Work required:
Return the entries verbatim and drop every picture.

Exercise data:
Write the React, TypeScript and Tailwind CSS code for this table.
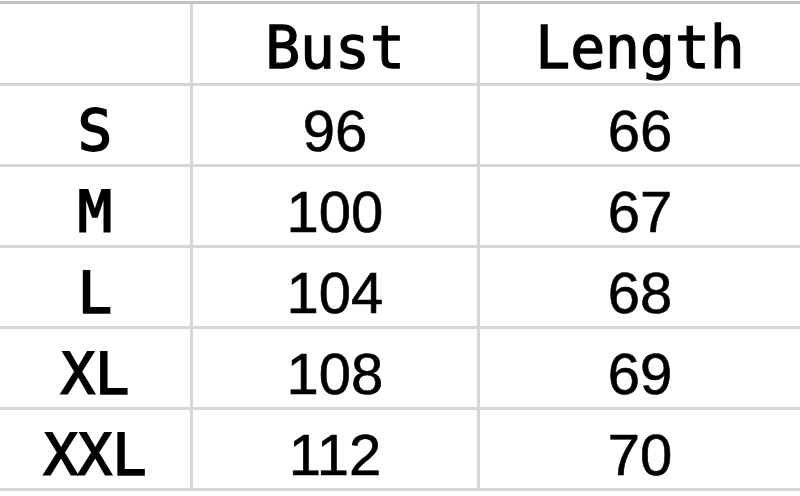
import React from "react";

const rows: [string, string, string][] = [
  ["S", "96", "66"],
  ["M", "100", "67"],
  ["L", "104", "68"],
  ["XL", "108", "69"],
  ["XXL", "112", "70"],
];

const sans = { fontFamily: '"Liberation Sans", Arial, sans-serif' };
const mono = { fontFamily: '"DejaVu Sans Mono", monospace' };

export default function App() {
  return (
    <div className="w-[800px] h-[496px] bg-white overflow-hidden pt-[1px] text-black">
      <div className="border-t-[3px] border-[#c4c4c4]">
        <div className="grid grid-cols-[193px_287px_1fr] h-[82px] border-b-[3px] border-[#d6d6d6]">
          <div className="border-r-[3px] border-[#d6d6d6]" />
          <div
            className="border-r-[3px] border-[#d6d6d6] flex items-center justify-center pt-[8px] text-[58px] leading-none [-webkit-text-stroke:1.3px_black]"
            style={mono}
          >
            Bust
          </div>
          <div
            className="flex items-center justify-center pt-[8px] text-[58px] leading-none [-webkit-text-stroke:1.3px_black]"
            style={mono}
          >
            Length
          </div>
        </div>
        {rows.map(([s, b, l]) => (
          <div
            key={s}
            className="grid grid-cols-[193px_287px_1fr] h-[81px] border-b-[3px] border-[#d6d6d6]"
          >
            <div
              className="border-r-[3px] border-[#d6d6d6] flex items-center justify-center pt-[12px] text-[57px] leading-none [-webkit-text-stroke:1.8px_black]"
              style={mono}
            >
              {s}
            </div>
            <div
              className="border-r-[3px] border-[#d6d6d6] flex items-center justify-center pt-[12px] text-[58px] leading-none [-webkit-text-stroke:0.6px_black]"
              style={sans}
            >
              {b}
            </div>
            <div
              className="flex items-center justify-center pt-[12px] text-[58px] leading-none [-webkit-text-stroke:0.6px_black]"
              style={sans}
            >
              {l}
            </div>
          </div>
        ))}
      </div>
    </div>
  );
}
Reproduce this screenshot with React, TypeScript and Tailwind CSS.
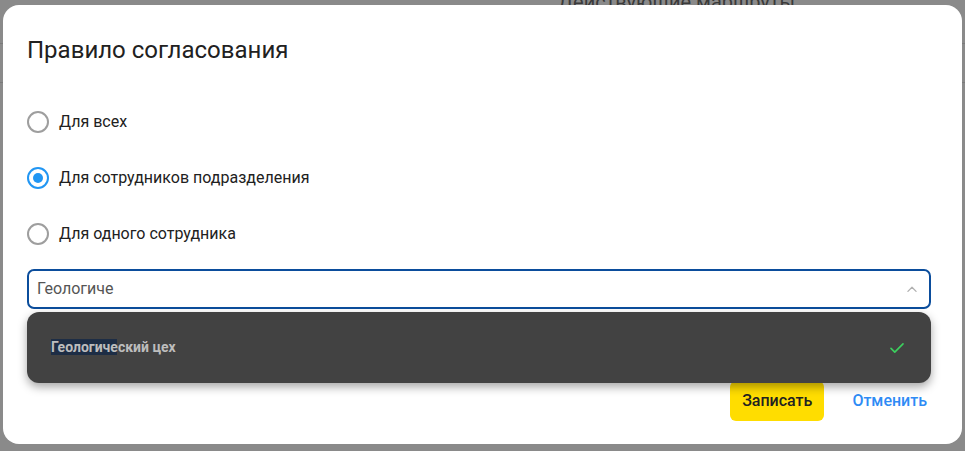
import { useState } from 'react'

const options = ['Для всех', 'Для сотрудников подразделения', 'Для одного сотрудника']

function Radio({ checked }: { checked: boolean }) {
  return (
    <span
      className={`flex h-[22px] w-[22px] items-center justify-center rounded-full border-2 ${
        checked ? 'border-[#2196f3]' : 'border-[#9e9e9e]'
      }`}
    >
      {checked && <span className="h-[10px] w-[10px] rounded-full bg-[#2196f3]" />}
    </span>
  )
}

export default function App() {
  const [selected, setSelected] = useState(1)

  return (
    <div className="relative h-[451px] w-full overflow-hidden bg-[#8a8a8a] font-['Roboto',sans-serif]">
      {/* page behind the overlay */}
      <div className="flex h-[44px] border-b border-[#7a7a7a]">
        <div className="ml-[558px] mt-[-13px] text-[20px] text-[#3a3a3a]">Действующие маршруты</div>
      </div>
      <div className="h-[39px] border-b border-[#7a7a7a]" />

      {/* dialog */}
      <div className="absolute left-[3px] top-[5px] flex h-[439px] w-[959px] flex-col rounded-[16px] bg-white pl-6 pr-[31px] pt-[31px]">
        <h2 className="text-[24px] leading-[28px] text-[#212121]">Правило согласования</h2>

        <div className="mt-[47px] flex flex-col gap-[34px]">
          {options.map((label, i) => (
            <label key={label} className="flex h-[22px] cursor-pointer items-center gap-[10px]" onClick={() => setSelected(i)}>
              <Radio checked={selected === i} />
              <span className="text-[16px] text-[#212121]">{label}</span>
            </label>
          ))}
        </div>

        <div className="relative mt-[24px]">
          <div className="flex h-[40px] items-center rounded-[7px] border-2 border-[#0b4d9c] pl-[8px] pr-[10px]">
            <span className="flex-1 text-[16px] text-[#555]">Геологиче</span>
            <svg width="14" height="14" viewBox="0 0 24 24" fill="none" stroke="#b0b0b0" strokeWidth="2.2" strokeLinecap="round" strokeLinejoin="round">
              <path d="M5 16l7-7 7 7" />
            </svg>
          </div>

          <div className="absolute left-0 right-0 top-[43px] z-10 flex h-[71px] items-center rounded-[12px] bg-[#424242] pl-[24px] pr-[25px] shadow-[0_4px_10px_rgba(0,0,0,0.35)]">
            <span className="flex-1 text-[14px] font-bold text-[#bdbdbd]">
              <span className="mr-[-7px] bg-[#1d2d45] pr-[7px]">Геологич</span>еский цех
            </span>
            <svg width="18" height="18" viewBox="0 0 24 24" fill="none" stroke="#3ccf5e" strokeWidth="2.2" strokeLinecap="round" strokeLinejoin="round">
              <path d="M4 12.5l5 5L20 6.5" />
            </svg>
          </div>
        </div>

        <div className="mt-[72px] flex items-center justify-end gap-[28px] pr-[4px]">
          <button className="h-[40px] rounded-[6px] bg-[#ffdd00] px-[12px] text-[16px] font-medium text-[#212121]">Записать</button>
          <button className="text-[16px] font-medium text-[#2e8bf5]">Отменить</button>
        </div>
      </div>
    </div>
  )
}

Task output:
Write the React, TypeScript and Tailwind CSS code for this table.
import React from "react";

const rows: [string, string, string][] = [
  ["S", "96", "66"],
  ["M", "100", "67"],
  ["L", "104", "68"],
  ["XL", "108", "69"],
  ["XXL", "112", "70"],
];

const sans = { fontFamily: '"Liberation Sans", Arial, sans-serif' };
const mono = { fontFamily: '"DejaVu Sans Mono", monospace' };

export default function App() {
  return (
    <div className="w-[800px] h-[496px] bg-white overflow-hidden pt-[1px] text-black">
      <div className="border-t-[3px] border-[#c4c4c4]">
        <div className="grid grid-cols-[193px_287px_1fr] h-[82px] border-b-[3px] border-[#d6d6d6]">
          <div className="border-r-[3px] border-[#d6d6d6]" />
          <div
            className="border-r-[3px] border-[#d6d6d6] flex items-center justify-center pt-[8px] text-[58px] leading-none [-webkit-text-stroke:1.3px_black]"
            style={mono}
          >
            Bust
          </div>
          <div
            className="flex items-center justify-center pt-[8px] text-[58px] leading-none [-webkit-text-stroke:1.3px_black]"
            style={mono}
          >
            Length
          </div>
        </div>
        {rows.map(([s, b, l]) => (
          <div
            key={s}
            className="grid grid-cols-[193px_287px_1fr] h-[81px] border-b-[3px] border-[#d6d6d6]"
          >
            <div
              className="border-r-[3px] border-[#d6d6d6] flex items-center justify-center pt-[12px] text-[57px] leading-none [-webkit-text-stroke:1.8px_black]"
              style={mono}
            >
              {s}
            </div>
            <div
              className="border-r-[3px] border-[#d6d6d6] flex items-center justify-center pt-[12px] text-[58px] leading-none [-webkit-text-stroke:0.6px_black]"
              style={sans}
            >
              {b}
            </div>
            <div
              className="flex items-center justify-center pt-[12px] text-[58px] leading-none [-webkit-text-stroke:0.6px_black]"
              style={sans}
            >
              {l}
            </div>
          </div>
        ))}
      </div>
    </div>
  );
}
Reproduce this screenshot with React, TypeScript and Tailwind CSS.
import { useState } from 'react'

const options = ['Для всех', 'Для сотрудников подразделения', 'Для одного сотрудника']

function Radio({ checked }: { checked: boolean }) {
  return (
    <span
      className={`flex h-[22px] w-[22px] items-center justify-center rounded-full border-2 ${
        checked ? 'border-[#2196f3]' : 'border-[#9e9e9e]'
      }`}
    >
      {checked && <span className="h-[10px] w-[10px] rounded-full bg-[#2196f3]" />}
    </span>
  )
}

export default function App() {
  const [selected, setSelected] = useState(1)

  return (
    <div className="relative h-[451px] w-full overflow-hidden bg-[#8a8a8a] font-['Roboto',sans-serif]">
      {/* page behind the overlay */}
      <div className="flex h-[44px] border-b border-[#7a7a7a]">
        <div className="ml-[558px] mt-[-13px] text-[20px] text-[#3a3a3a]">Действующие маршруты</div>
      </div>
      <div className="h-[39px] border-b border-[#7a7a7a]" />

      {/* dialog */}
      <div className="absolute left-[3px] top-[5px] flex h-[439px] w-[959px] flex-col rounded-[16px] bg-white pl-6 pr-[31px] pt-[31px]">
        <h2 className="text-[24px] leading-[28px] text-[#212121]">Правило согласования</h2>

        <div className="mt-[47px] flex flex-col gap-[34px]">
          {options.map((label, i) => (
            <label key={label} className="flex h-[22px] cursor-pointer items-center gap-[10px]" onClick={() => setSelected(i)}>
              <Radio checked={selected === i} />
              <span className="text-[16px] text-[#212121]">{label}</span>
            </label>
          ))}
        </div>

        <div className="relative mt-[24px]">
          <div className="flex h-[40px] items-center rounded-[7px] border-2 border-[#0b4d9c] pl-[8px] pr-[10px]">
            <span className="flex-1 text-[16px] text-[#555]">Геологиче</span>
            <svg width="14" height="14" viewBox="0 0 24 24" fill="none" stroke="#b0b0b0" strokeWidth="2.2" strokeLinecap="round" strokeLinejoin="round">
              <path d="M5 16l7-7 7 7" />
            </svg>
          </div>

          <div className="absolute left-0 right-0 top-[43px] z-10 flex h-[71px] items-center rounded-[12px] bg-[#424242] pl-[24px] pr-[25px] shadow-[0_4px_10px_rgba(0,0,0,0.35)]">
            <span className="flex-1 text-[14px] font-bold text-[#bdbdbd]">
              <span className="mr-[-7px] bg-[#1d2d45] pr-[7px]">Геологич</span>еский цех
            </span>
            <svg width="18" height="18" viewBox="0 0 24 24" fill="none" stroke="#3ccf5e" strokeWidth="2.2" strokeLinecap="round" strokeLinejoin="round">
              <path d="M4 12.5l5 5L20 6.5" />
            </svg>
          </div>
        </div>

        <div className="mt-[72px] flex items-center justify-end gap-[28px] pr-[4px]">
          <button className="h-[40px] rounded-[6px] bg-[#ffdd00] px-[12px] text-[16px] font-medium text-[#212121]">Записать</button>
          <button className="text-[16px] font-medium text-[#2e8bf5]">Отменить</button>
        </div>
      </div>
    </div>
  )
}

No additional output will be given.